SD: Vail is such a large company with so many resorts, each with their own cultures and styles. Can you describe some of the things you’ll be doing as part of this initiative on a corporate, and then on a regional/resort, level?
CF: Because we have unique interests, challenges and needs in each of our locations, the priorities for each POWDER team vary. We’ve also engaged local POWDER champions to mobilize each location. In general, POWDER revolves around three key pillars that will come to life in various ways:
Awareness and Mindset, which involves fostering a culture of inclusion through the continued evaluation of our current atmosphere and the development of personal awareness;
Development, Growth, and Support, or developing and supporting strong leadership throughout the company by providing mentorship programs and development opportunities; and
Talent and Hiring, or recruiting and hiring leaders that thrive in an inclusive culture.
SD:I know that Vail has already been recognized by Forbes as a good place for women to work. What’s already in place that makes this so, and what will Vail do, going forward?
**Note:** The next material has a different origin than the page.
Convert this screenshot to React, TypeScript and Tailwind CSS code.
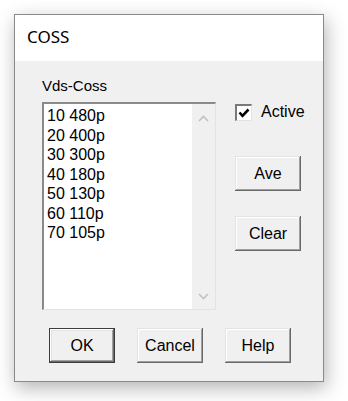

CF: Yes, it was an honor to be recognized by Forbes as one of America’s Best Employers for Women. We were also recently named a Champion of Change by the Colorado Women’s Chamber of Commerce. Vail Resorts has always invested heavily in leadership development programs, including those focused on growing women leaders within our company. In addition to POWDER, Vail Resorts has been running a Women in Leadership program for several years focusing on establishing connections among senior-level women leaders and creating an environment in which we can share experiences. We have a strong number of female leaders across the company — from operational leadership to our Executive Committee to our Board of Directors.
SD: How will Vail measure success? What’s the ultimate goal?
CF: Success will vary at each location, depending on its particular needs and priorities. In general, through an inclusive culture, POWDER aims to attract and retain a broad range of talent and provide growth opportunities for women at all levels of the company.